Il avait rapporté, comme souvenirs de guerre, des petites boîtes métalliques, des seringues, des pinces, des flacons... et quelques travaux de perles. Tout ce petit matériel était bien rangé au grenier dans une armoire vitrée.

Pour son frère Édouard, la guerre de 14 fut beaucoup plus dure car il dut passer 4 ans dans des tranchées en Lorraine et Alsace.

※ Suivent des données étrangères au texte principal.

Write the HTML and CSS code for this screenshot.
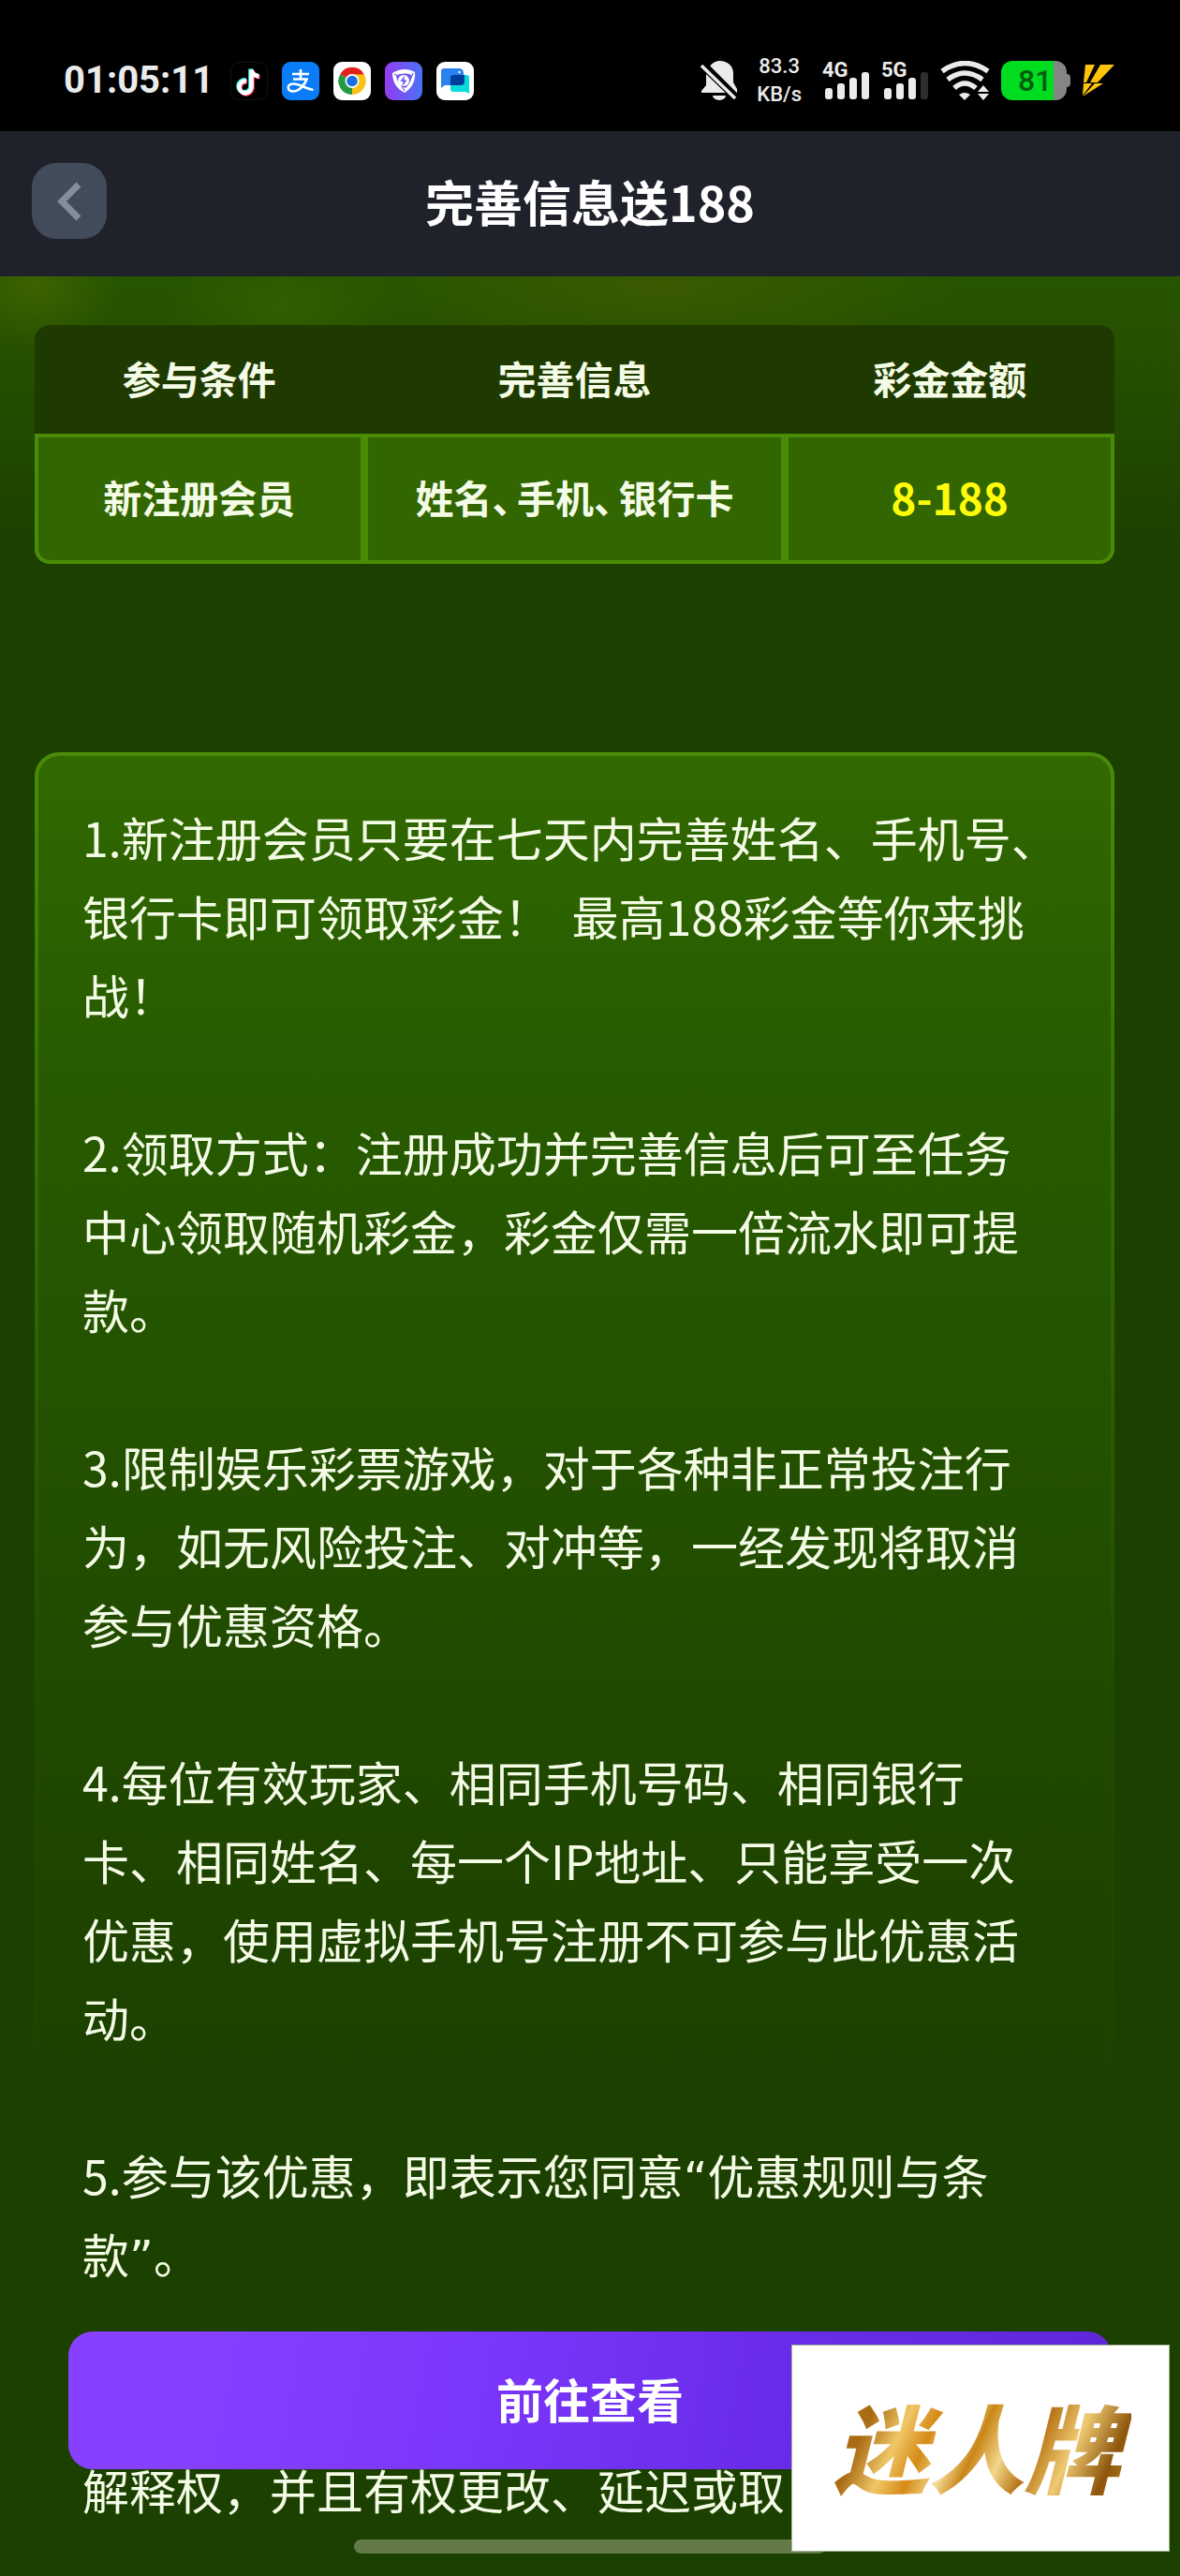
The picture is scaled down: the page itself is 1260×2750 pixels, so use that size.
FILE: index.html
```html
<!DOCTYPE html>
<html lang="zh-CN">
<head>
<meta charset="utf-8">
<meta name="viewport" content="width=device-width, initial-scale=1">
<title>完善信息送188</title>
<link rel="stylesheet" href="styles.css">
</head>
<body>
<div class="status">
  <div class="status-left">
    <span class="clock">01:05:11</span>
    <svg class="app" viewBox="0 0 40 41"><rect x=".5" y=".5" width="39" height="40" rx="9" fill="#000" stroke="#141414"/>
      <g fill="none" stroke-width="4.6"><path d="M16 19.500a6.500 6.500 0 1 0 5.500 6.500V7.500c.6 4 3.500 6.500 8 7" stroke="#25f4ee"/><path d="M18 21.500a6.500 6.500 0 1 0 5.500 6.500V9.500c.6 4 3.500 6.500 8 7" stroke="#fe2c55"/><path d="M17 20.500a6.500 6.500 0 1 0 5.500 6.500V8.500c.6 4 3.500 6.500 8 7" stroke="#fff"/></g></svg>
    <svg class="app" viewBox="0 0 40 41"><rect width="40" height="41" rx="9" fill="#0a7cf8"/>
      <g fill="none" stroke="#fff" stroke-width="2.600"><path d="M11 13h18M20 8v10M12 18.500h14.500c-2 6-8 13-14.500 13-7 0-7-8 0-8 8 0 12 5 21.500 6.500"/></g></svg>
    <svg class="app" viewBox="0 0 40 41"><rect width="40" height="41" rx="9" fill="#fff"/>
      <path d="M20 20.500 7.300 13.200A14.600 14.600 0 0 1 32.700 13.200Z" fill="#e3211c"/><path d="M20 20.500 32.700 13.200A14.600 14.600 0 0 1 20 35.100Z" fill="#fbc116"/><path d="M20 20.500V35.100A14.600 14.600 0 0 1 7.300 13.200Z" fill="#249a41"/><path d="M20 13.500h12.800l-6.500 10.800L20 35z" fill="#fbc116"/><circle cx="20" cy="20.500" r="7.500" fill="#fff"/><circle cx="20" cy="20.500" r="5.800" fill="#1a70e0"/></svg>
    <svg class="app" viewBox="0 0 40 41"><defs><linearGradient id="vio"><stop stop-color="#943cf0"/><stop offset="1" stop-color="#4a72f5"/></linearGradient></defs><rect width="40" height="41" rx="9" fill="url(#vio)"/>
      <path d="M8 12c8-5 17-5 24-1 1 9-3 17-11 22C13 29 8 22 8 12z" fill="#fff"/><path d="M12 15c5-3 11-3 16-1 0 6-2 10-6 14-6-2-9-7-10-13z" fill="#7357ef"/><path d="M10 13l10 5M30 12l-4 10M21 31l-5-9" stroke="#7357ef" stroke-width="1.200"/><circle cx="20" cy="20" r="6" fill="#fff"/><path d="M21 14.500 16.500 21h3l-1 5.500 5-7h-3z" fill="#6a5cf2"/></svg>
    <svg class="app" viewBox="0 0 40 41"><rect width="40" height="41" rx="9" fill="#fff"/>
      <path d="M5 10q0-3 3-3h16q4 0 5 4v10q0 4-4 4H9l-4 3z" fill="#2b82ef"/><path d="M18 14h14q3 0 3 3v17l-4-2H18q-3 0-3-3V17q0-3 3-3z" fill="#08dbdc"/><path d="M15 17q0-3 3-3h12v7q0 4-4 4H15z" fill="#003e9e"/><circle cx="24.500" cy="11" r="1.200" fill="#fff"/></svg>
  </div>
  <div class="status-right">
    <svg class="bell" viewBox="0 0 40 42"><path d="M8 13C8 5 14 0 21 0s14 5 14 13v10l4 7v4H1v-2l5-6V13z" fill="#ebebeb"/><path d="M13 37h14a7 5 0 0 1-14 0z" fill="#ebebeb"/><path d="M2 0 42 40" stroke="#000" stroke-width="4"/><path d="M1 5 37 40" stroke="#000" stroke-width="6"/><path d="M1 5 37 40" stroke="#ebebeb" stroke-width="3.500"/></svg>
    <span class="net">83.3<br>KB/s</span>
    <span class="signal">4G<svg viewBox="0 0 48 30"><g fill="#ebebeb"><rect y="17" width="8" height="12" rx="3"/><rect x="13" y="12" width="8" height="17" rx="3"/><rect x="26" y="6" width="8" height="23" rx="3"/><rect x="39" width="8" height="29" rx="3"/></g></svg></span>
    <span class="signal">5G<svg viewBox="0 0 48 30"><g fill="#ebebeb"><rect y="17" width="8" height="12" rx="3"/><rect x="13" y="12" width="8" height="17" rx="3"/><rect x="26" y="6" width="8" height="23" rx="3"/><rect x="39" width="8" height="29" rx="3" fill="#2e2e2e"/></g></svg></span>
    <svg class="wifi" viewBox="0 0 53 42"><g fill="none" stroke="#ebebeb" stroke-width="5.500"><path d="M2 11Q26 -6 51 11"/><path d="M8 20Q26 6 45 20"/><path d="M15 29Q26 19 38 29"/></g><path d="M20 36q6-4 12 0l-6 6z" fill="#ebebeb"/><path d="M46 26l6 7H40zM40 35h12l-6 7z" fill="#ebebeb"/></svg>
    <span class="battery">81</span>
    <svg class="bolt" viewBox="0 0 35 34"><path d="M4 0h10L5 19H2zM20 0h15L17 19H9zM2 20h9L1 33zM14 20h9L1 34z" fill="#fec40a"/></svg>
  </div>
</div>

<header class="bar">
  <button class="back" type="button" aria-label="返回"><svg viewBox="0 0 26 42"><path d="M23 3 5 21l18 18" fill="none" stroke="#858c9c" stroke-width="7"/></svg></button>
  <h1>完善信息送188</h1>
</header>

<main>
  <table class="offer">
    <thead><tr><th scope="col">参与条件</th><th scope="col" class="wide">完善信息</th><th scope="col">彩金金额</th></tr></thead>
    <tbody><tr><td>新注册会员</td><td>姓名<span class="sep">、</span>手机<span class="sep">、</span>银行卡</td><td class="amount">8-188</td></tr></tbody>
  </table>

  <section class="rules">
    <p>1.新注册会员只要在七天内完善姓名、手机号、<br>银行卡即可领取彩金！&nbsp;&nbsp;最高188彩金等你来挑<br>战！</p>
    <p>2.领取方式：注册成功并完善信息后可至任务<br>中心领取随机彩金，彩金仅需一倍流水即可提<br>款。</p>
    <p>3.限制娱乐彩票游戏，对于各种非正常投注行<br>为，如无风险投注、对冲等，一经发现将取消<br>参与优惠资格。</p>
    <p>4.每位有效玩家、相同手机号码、相同银行<br>卡、相同姓名、每一个IP地址、只能享受一次<br>优惠，使用虚拟手机号注册不可参与此优惠活<br>动。</p>
    <p>5.参与该优惠，即表示您同意<span class="quote">“</span>优惠规则与条<br>款<span class="quote">”</span>。</p>
    <p class="last">解释权，并且有权更改、延迟或取</p>
  </section>
</main>

<button class="go" type="button">前往查看</button>
<div class="home"></div>
<div class="brand"><span>迷人牌</span></div>
</body>
</html>
```
FILE: styles.css
```css
* { box-sizing: border-box; }

body {
  margin: 0;
  min-height: 100vh;
  background: #1c4000;
  color: #f4fbe6;
  font-family: "Noto Sans CJK SC", sans-serif;
}

/* Phone status bar */
.status {
  display: flex;
  justify-content: space-between;
  align-items: center;
  height: 140px;
  padding: 32px 70px 0 68px;
  background: #000;
  color: #ebebeb;
  font-family: Roboto, sans-serif;
}
.status-left { display: flex; align-items: center; gap: 15px; }
.clock { width: 163px; font-size: 40px; font-weight: 700; line-height: 48px; }
.app { width: 40px; height: 41px; }
.status-right { display: flex; align-items: center; gap: 12px; }
.bell { width: 40px; height: 42px; margin-right: 8px; }
.net { margin-right: 10px; font-size: 22px; font-weight: 500; line-height: 30px; text-align: center; }
.signal { position: relative; width: 51px; height: 42px; font-size: 22px; font-weight: 700; line-height: 20px; }
.signal svg { position: absolute; right: 0; bottom: 0; width: 48px; height: 30px; }
.wifi { width: 53px; height: 42px; }
.battery {
  position: relative;
  width: 70px;
  height: 42px;
  margin-right: 4px;
  padding-left: 18px;
  border-radius: 12px;
  background: linear-gradient(90deg, #00dc20 80%, #858585 80%);
  color: #005c0c;
  font-size: 32px;
  font-weight: 500;
  line-height: 42px;
}
.battery::after {
  content: "";
  position: absolute;
  left: 100%;
  top: 14px;
  width: 4px;
  height: 14px;
  border-radius: 0 4px 4px 0;
  background: #858585;
}
.bolt { width: 35px; height: 34px; }

/* Title bar */
.bar {
  display: grid;
  grid-template-columns: 80px 1fr 80px;
  align-items: center;
  height: 155px;
  padding: 0 34px 6px;
  background: #20222b;
}
.back {
  display: flex;
  align-items: center;
  justify-content: center;
  width: 80px;
  height: 81px;
  padding: 0;
  border: 0;
  border-radius: 26px;
  background: #424b59;
}
.back svg { width: 26px; height: 42px; }
.bar h1 { margin: 0; color: #fff; font-size: 52px; font-weight: 700; line-height: 76px; text-align: center; }

main {
  padding: 52px 70px 0 37px;
  background:
    radial-gradient(ellipse 90px 70px at 3% 10px, #3d6200 0, transparent 100%),
    radial-gradient(ellipse 130px 70px at 24% 30px, #325e00 0, transparent 100%),
    radial-gradient(ellipse 330px 80px at 56% 10px, #3a5a00 0, transparent 100%),
    linear-gradient(#275500 0, #275000 60px, #224a00 160px, #1c4000 290px);
}

.offer { width: 100%; border-spacing: 0; table-layout: fixed; font-size: 41px; font-weight: 700; line-height: 60px; text-align: center; }
.offer th { height: 116px; padding: 0 0 4px; background: #1f3a00; }
.offer .wide { width: 39%; }
.offer th:first-child { border-radius: 16px 0 0 0; }
.offer th:last-child { border-radius: 0 16px 0 0; }
.offer td { height: 139px; padding: 0 0 6px; border: 4px solid #4a8c08; background: #316600; }
.offer td:first-child { border-radius: 0 0 0 16px; }
.offer td:last-child { border-radius: 0 0 16px 0; }
.offer .amount { color: #fffb0a; font-size: 46px; }
.sep { padding-right: 6px; font-feature-settings: "halt"; }

.rules {
  margin-top: 201px;
  padding: 44px 47px 50px;
  border: 4px solid transparent;
  border-bottom: 0;
  border-radius: 26px 26px 0 0;
  background:
    linear-gradient(#326900, #285c00 300px, #245200 700px, #1e4400 1200px, #1c4000 1500px) padding-box,
    linear-gradient(#4a8c08, #356f04 400px, #224b00 1000px, #1c4000 1500px) border-box;
  font-size: 50px;
  line-height: 84px;
  white-space: nowrap;
}
.rules p { margin: 0 0 84px; }
.rules .last { margin: 0; padding-top: 84px; }
.quote { font-family: "DejaVu Sans", sans-serif; line-height: 1; }

/* Layers over the page */
.go {
  position: fixed;
  left: 73px;
  right: 73px;
  bottom: 114px;
  height: 147px;
  padding: 0 0 6px;
  border: 0;
  border-radius: 26px;
  background: linear-gradient(100deg, #8740ff 10%, #7a36fb 40%, #6a2cea 65%, #5f27d8);
  color: #fff;
  font: 700 50px "Noto Sans CJK SC", sans-serif;
}
.home {
  position: fixed;
  left: 30%;
  right: 30%;
  bottom: 24px;
  height: 15px;
  border-radius: 8px;
  background: #637a48;
}
.brand {
  position: fixed;
  right: 11px;
  bottom: 26px;
  display: flex;
  align-items: center;
  justify-content: center;
  width: 404px;
  height: 221px;
  padding: 0 8px 8px 0;
  border: 1px solid #a9b99a;
  background: #fff;
  font-size: 102px;
  font-style: italic;
  font-weight: 900;
  line-height: 150px;
}
.brand span {
  padding: 0 12px;
  background: linear-gradient(115deg, #b9791a 8%, #a86a12 18%, #f0c766 28%, #d58a16 36%, #f5dc96 44%, #c98618 50%, #f3d78c 58%, #b87516 66%, #efca72 76%, #8d560c 88%, #d29a34);
  background-clip: text;
  -webkit-background-clip: text;
  color: transparent;
}
```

À la démobilisation de ses fils, Louis prend une décision courageuse : abandonner sa vie de paysan pour se consacrer exclusivement à la Clairette. Il convainc son fils aîné Édouard, qui exploitait à Barnave les terres de son beau-père, de venir travailler avec lui. Il vend tous ses « biens » de Ponet et achète à Die en 1920 une ancienne et grande usine de soie appartenant à monsieur Chabert. C’était l’époque où l’industrie de la soie était en plein déclin dans la région car concurrencée par les soies artificielles. On transforme les bâtiments d’habitation en les répartissant entre Camille et Édouard, Louis et Mélie se réservant les anciens bureaux : trois petites pièces. Le reste (magasins, magnanerie, caves) est réservé à la fabrication du vin. Grâce à ces nouvelles installations, il va pouvoir commercialiser la Clairette en bouteilles, selon la « méthode champenoise ». (Habituellement, on la vendait en tonneaux, mais elle ne se conservait que quelques mois. Parfois, on devait immerger ces derniers dans la Drôme pour retarder la fermentation). En 1942-43, on creusera une cave supplémentaire pour une meilleure conservation du vin.